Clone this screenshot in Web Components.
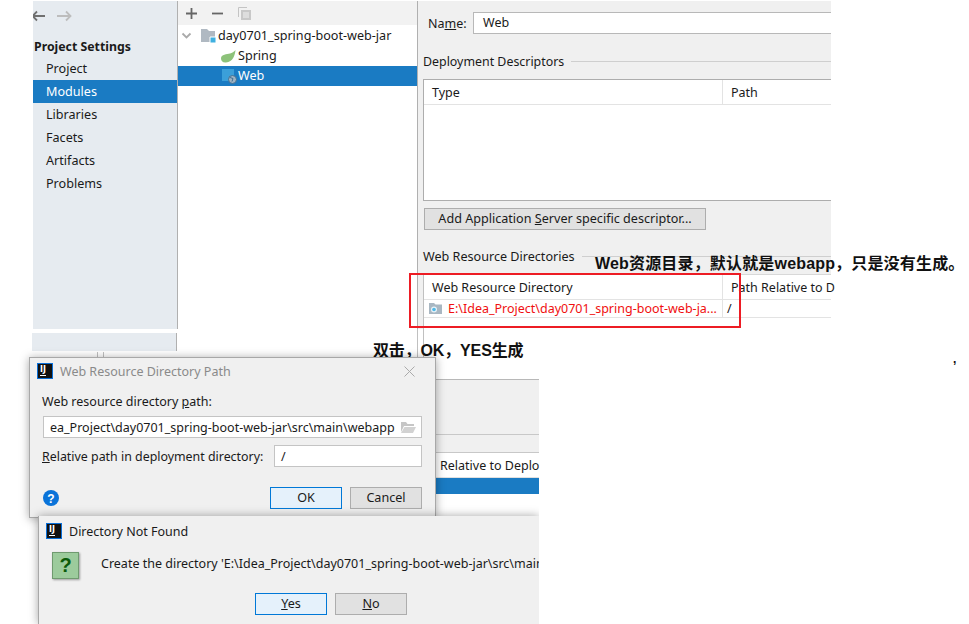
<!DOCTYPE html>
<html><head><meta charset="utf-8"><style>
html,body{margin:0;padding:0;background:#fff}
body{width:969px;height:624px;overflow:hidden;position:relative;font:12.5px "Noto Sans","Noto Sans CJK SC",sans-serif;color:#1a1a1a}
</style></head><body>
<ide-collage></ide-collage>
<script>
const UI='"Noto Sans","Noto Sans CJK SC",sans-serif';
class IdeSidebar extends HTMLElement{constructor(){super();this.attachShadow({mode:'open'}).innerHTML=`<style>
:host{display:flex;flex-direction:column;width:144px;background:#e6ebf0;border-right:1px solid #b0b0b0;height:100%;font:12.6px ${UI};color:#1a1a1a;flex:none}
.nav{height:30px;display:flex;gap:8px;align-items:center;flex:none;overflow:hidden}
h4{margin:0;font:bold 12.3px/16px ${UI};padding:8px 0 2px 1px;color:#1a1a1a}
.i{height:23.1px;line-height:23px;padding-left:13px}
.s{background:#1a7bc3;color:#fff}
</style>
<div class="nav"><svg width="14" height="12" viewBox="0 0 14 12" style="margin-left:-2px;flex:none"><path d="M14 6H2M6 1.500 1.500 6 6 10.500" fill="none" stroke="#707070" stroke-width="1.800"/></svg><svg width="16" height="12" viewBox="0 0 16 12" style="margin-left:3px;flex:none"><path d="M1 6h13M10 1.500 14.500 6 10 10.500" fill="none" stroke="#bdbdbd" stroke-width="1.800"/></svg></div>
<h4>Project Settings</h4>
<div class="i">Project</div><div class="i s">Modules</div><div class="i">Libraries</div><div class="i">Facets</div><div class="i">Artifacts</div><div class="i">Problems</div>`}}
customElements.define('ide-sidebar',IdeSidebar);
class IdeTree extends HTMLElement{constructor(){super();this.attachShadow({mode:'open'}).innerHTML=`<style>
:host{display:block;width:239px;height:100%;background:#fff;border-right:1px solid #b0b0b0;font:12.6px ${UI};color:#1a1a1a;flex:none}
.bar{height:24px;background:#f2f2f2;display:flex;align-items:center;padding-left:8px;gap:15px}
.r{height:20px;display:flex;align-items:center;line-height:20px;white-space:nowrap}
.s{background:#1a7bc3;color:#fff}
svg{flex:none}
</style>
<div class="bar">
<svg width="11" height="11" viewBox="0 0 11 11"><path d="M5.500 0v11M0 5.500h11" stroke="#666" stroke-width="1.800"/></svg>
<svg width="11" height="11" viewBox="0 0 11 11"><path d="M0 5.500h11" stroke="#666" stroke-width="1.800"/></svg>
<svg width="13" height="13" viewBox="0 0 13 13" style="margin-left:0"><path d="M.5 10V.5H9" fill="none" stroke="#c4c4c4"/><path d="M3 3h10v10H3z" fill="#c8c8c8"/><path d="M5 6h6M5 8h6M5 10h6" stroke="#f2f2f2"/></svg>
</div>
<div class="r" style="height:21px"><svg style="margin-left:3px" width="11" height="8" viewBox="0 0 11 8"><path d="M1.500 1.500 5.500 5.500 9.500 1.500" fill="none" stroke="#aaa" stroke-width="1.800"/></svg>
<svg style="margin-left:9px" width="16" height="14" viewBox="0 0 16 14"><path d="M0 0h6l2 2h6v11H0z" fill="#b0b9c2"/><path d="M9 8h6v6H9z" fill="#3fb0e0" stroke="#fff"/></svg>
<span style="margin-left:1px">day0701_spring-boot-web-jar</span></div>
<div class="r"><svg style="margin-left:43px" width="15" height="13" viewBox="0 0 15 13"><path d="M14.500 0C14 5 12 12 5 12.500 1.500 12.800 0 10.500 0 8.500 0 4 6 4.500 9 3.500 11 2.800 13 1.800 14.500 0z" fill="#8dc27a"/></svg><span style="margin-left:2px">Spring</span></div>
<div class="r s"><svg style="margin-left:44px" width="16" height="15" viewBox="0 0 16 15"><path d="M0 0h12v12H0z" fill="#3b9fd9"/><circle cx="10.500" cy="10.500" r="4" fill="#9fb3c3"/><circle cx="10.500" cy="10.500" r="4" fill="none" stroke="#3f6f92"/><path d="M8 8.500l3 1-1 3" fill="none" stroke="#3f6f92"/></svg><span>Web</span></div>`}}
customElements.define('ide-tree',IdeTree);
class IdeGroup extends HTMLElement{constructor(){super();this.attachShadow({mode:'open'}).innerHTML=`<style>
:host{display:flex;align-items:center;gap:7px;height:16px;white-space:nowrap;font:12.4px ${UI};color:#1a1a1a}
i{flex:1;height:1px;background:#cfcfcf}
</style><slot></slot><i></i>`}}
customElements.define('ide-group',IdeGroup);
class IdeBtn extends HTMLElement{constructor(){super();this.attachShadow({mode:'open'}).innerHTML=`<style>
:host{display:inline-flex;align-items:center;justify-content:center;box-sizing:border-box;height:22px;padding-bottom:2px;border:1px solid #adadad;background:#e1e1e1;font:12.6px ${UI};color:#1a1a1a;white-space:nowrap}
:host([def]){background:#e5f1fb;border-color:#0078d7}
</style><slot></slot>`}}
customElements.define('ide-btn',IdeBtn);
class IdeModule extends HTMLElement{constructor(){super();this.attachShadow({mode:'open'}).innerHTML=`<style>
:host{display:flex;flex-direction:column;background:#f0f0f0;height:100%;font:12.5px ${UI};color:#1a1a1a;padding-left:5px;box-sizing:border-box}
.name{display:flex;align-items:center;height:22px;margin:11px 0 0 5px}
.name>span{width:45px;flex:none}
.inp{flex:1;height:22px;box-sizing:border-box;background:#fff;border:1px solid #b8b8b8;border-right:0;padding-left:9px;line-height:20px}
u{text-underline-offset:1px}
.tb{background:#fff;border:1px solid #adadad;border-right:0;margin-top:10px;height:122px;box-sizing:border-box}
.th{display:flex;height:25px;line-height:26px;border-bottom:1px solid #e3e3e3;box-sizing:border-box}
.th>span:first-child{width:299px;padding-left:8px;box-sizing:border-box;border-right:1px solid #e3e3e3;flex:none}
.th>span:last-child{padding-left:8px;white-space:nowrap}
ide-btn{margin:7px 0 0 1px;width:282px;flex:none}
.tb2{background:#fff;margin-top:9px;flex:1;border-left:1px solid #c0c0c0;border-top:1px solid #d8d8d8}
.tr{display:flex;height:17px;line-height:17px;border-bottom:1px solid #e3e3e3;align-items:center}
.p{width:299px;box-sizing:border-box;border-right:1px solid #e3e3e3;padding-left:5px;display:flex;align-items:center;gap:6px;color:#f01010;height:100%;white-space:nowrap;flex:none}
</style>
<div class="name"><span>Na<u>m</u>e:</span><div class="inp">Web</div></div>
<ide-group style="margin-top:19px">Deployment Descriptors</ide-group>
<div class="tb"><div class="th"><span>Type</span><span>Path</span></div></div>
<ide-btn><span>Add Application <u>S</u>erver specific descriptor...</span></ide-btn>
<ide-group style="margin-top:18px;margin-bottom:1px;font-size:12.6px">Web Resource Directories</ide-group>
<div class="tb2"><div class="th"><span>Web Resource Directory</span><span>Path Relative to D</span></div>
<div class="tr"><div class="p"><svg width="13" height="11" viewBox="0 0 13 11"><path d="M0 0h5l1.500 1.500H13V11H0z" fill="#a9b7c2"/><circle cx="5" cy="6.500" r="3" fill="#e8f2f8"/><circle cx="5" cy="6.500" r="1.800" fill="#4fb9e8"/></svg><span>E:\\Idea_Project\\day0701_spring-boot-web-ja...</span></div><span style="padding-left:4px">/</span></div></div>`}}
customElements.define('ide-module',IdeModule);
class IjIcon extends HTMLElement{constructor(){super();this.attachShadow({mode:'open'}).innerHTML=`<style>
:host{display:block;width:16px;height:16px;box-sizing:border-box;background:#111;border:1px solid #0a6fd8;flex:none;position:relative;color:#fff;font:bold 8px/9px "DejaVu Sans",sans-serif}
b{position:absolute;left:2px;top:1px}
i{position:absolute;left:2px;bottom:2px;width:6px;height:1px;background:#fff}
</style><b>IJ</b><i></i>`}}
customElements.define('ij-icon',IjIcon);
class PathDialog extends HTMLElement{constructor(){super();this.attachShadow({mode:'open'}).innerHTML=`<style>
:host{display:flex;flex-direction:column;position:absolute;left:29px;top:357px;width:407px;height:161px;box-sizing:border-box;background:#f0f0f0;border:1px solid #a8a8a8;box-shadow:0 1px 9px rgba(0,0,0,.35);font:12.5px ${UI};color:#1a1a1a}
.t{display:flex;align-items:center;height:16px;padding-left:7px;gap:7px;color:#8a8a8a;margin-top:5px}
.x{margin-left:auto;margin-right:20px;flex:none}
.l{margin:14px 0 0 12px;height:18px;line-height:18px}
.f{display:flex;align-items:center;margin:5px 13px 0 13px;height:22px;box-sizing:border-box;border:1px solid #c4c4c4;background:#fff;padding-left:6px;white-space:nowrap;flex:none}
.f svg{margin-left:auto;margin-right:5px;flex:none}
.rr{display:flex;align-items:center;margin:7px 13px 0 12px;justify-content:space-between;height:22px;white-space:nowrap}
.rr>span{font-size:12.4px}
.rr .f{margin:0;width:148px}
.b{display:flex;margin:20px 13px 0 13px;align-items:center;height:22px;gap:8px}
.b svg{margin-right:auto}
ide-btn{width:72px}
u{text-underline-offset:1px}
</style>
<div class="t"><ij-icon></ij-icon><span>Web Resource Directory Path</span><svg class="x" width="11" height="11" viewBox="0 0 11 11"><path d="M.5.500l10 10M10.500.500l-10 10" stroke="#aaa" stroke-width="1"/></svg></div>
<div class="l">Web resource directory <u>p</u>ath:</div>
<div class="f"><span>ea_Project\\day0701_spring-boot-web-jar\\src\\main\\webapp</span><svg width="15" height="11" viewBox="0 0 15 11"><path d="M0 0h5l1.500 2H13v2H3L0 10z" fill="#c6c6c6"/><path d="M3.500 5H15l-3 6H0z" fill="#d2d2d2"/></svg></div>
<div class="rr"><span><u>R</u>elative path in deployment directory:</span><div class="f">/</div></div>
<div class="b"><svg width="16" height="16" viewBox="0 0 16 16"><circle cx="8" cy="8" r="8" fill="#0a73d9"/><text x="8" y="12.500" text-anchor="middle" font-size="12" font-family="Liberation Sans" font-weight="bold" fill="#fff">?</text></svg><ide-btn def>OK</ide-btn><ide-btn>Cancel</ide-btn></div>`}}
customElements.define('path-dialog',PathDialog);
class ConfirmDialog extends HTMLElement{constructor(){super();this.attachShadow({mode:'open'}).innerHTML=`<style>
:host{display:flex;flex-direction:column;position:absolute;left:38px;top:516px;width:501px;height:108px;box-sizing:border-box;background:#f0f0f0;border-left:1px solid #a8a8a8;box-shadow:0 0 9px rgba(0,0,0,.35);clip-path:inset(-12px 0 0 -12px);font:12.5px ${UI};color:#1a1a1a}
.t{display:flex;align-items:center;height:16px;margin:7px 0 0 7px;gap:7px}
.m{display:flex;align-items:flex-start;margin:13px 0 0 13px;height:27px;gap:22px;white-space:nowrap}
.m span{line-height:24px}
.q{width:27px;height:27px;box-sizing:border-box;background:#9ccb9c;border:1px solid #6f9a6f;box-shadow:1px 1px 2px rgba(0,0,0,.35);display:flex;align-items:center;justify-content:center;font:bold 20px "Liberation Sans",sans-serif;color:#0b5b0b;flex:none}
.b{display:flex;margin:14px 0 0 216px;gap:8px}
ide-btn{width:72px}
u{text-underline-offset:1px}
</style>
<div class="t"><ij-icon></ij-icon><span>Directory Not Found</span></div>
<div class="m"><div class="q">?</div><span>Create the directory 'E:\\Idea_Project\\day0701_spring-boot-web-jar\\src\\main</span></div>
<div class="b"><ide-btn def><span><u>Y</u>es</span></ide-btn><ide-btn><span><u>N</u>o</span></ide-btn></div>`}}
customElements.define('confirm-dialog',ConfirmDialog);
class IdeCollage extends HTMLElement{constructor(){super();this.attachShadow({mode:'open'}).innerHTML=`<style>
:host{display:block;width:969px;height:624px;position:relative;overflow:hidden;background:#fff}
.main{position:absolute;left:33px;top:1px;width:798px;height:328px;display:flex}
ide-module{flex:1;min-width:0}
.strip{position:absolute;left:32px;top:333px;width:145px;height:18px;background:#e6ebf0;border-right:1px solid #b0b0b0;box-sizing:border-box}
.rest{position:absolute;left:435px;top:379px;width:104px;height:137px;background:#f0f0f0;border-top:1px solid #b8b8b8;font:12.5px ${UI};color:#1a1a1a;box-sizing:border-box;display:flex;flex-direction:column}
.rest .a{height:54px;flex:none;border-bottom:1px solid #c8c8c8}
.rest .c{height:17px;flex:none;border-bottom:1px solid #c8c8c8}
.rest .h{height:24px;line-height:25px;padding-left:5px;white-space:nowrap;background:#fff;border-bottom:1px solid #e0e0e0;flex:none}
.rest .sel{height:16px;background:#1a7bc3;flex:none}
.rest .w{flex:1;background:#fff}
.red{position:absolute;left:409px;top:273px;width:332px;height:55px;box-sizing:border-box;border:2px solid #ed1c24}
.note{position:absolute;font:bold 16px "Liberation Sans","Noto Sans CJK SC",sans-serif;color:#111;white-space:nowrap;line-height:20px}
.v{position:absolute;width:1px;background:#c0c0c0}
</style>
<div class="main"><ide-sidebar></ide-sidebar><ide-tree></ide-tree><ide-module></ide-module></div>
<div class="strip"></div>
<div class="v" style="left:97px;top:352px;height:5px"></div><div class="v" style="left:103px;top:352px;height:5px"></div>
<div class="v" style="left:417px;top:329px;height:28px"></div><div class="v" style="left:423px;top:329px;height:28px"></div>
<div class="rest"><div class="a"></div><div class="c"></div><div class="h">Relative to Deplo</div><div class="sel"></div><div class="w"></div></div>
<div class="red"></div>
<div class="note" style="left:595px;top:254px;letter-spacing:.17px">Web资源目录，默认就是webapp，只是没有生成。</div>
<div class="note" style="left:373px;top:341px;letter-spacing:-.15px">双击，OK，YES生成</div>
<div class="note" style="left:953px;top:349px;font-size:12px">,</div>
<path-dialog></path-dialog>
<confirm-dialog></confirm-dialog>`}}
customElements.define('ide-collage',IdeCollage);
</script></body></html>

Your objective: Display every line of the listing that contains the string "this".

Expected output:
Clone this screenshot in Web Components.
class IdeSidebar extends HTMLElement{constructor(){super();this.attachShadow({mode:'open'}).innerHTML=`<style>
class IdeTree extends HTMLElement{constructor(){super();this.attachShadow({mode:'open'}).innerHTML=`<style>
class IdeGroup extends HTMLElement{constructor(){super();this.attachShadow({mode:'open'}).innerHTML=`<style>
class IdeBtn extends HTMLElement{constructor(){super();this.attachShadow({mode:'open'}).innerHTML=`<style>
class IdeModule extends HTMLElement{constructor(){super();this.attachShadow({mode:'open'}).innerHTML=`<style>
class IjIcon extends HTMLElement{constructor(){super();this.attachShadow({mode:'open'}).innerHTML=`<style>
class PathDialog extends HTMLElement{constructor(){super();this.attachShadow({mode:'open'}).innerHTML=`<style>
class ConfirmDialog extends HTMLElement{constructor(){super();this.attachShadow({mode:'open'}).innerHTML=`<style>
class IdeCollage extends HTMLElement{constructor(){super();this.attachShadow({mode:'open'}).innerHTML=`<style>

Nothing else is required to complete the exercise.